1 x 5 grasser. Find a soccer field or a large open field about 40 meters long and mark your start and finish line (a soccer field end line and mid court work well). Choose a mid-range gear like 50/21, stop your bike at your start line, put one foot down, and get ready to go! Practice exploding off the line to your midpoint line, grab the brakes hard at the midpoint, turn the bike as quickly as you can, and accelerate back to the start line.
Cool down with a15-minute spin home
Now put this all together in a weekly schedule. Here's a sample training week for both your base and racing cycles.
Monday: Rest or easy spin
Tuesday: Hard FTP efforts such as microbursts or 30-30-30-30 work
Wednesday: SST efforts like the SST Over-Under (in CX you often race two days in a row, so train that way!)

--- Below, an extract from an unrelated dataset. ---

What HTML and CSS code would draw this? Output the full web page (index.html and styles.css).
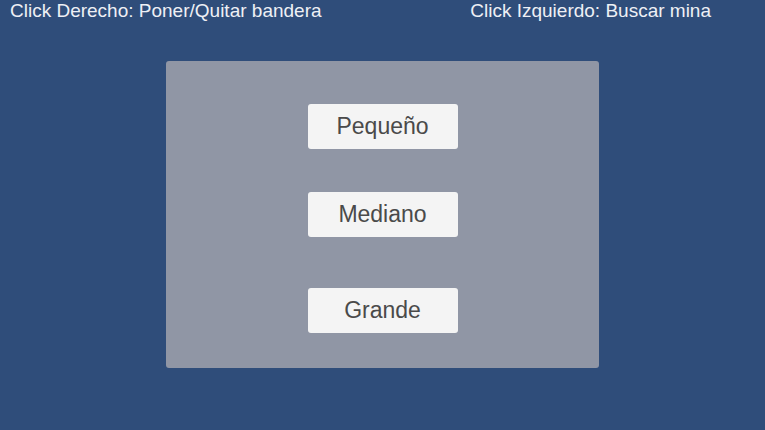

Thursday: Easy endurance and skills day; add some running efforts
Friday: Rest or easy spin; a good day to do a 10- to 15-minute run after a short spin
Saturday: Short, high-intensity training: sprints, AC work, and more
Sunday: Longer endurance with skills training
Monday: Rest from racing
Tuesday: High-intensity work blended with some running (but if you're not recovered from racing, rest again)
Wednesday: Based on fitness, either hard FTP efforts or shorter, high-intensity work
Thursday: Easy endurance/active recovery and skills day; add some running efforts
Friday: Pre-race openers and prep
Saturday: Race or race simulation workout
Sunday: Race or race simulation workout
Cyclocross season is a favorite! Training is shorter, but it takes more focus to get the results you want. Incorporating some of these ideas or at least some of the key elements will help you stay in competitive form throughout the season.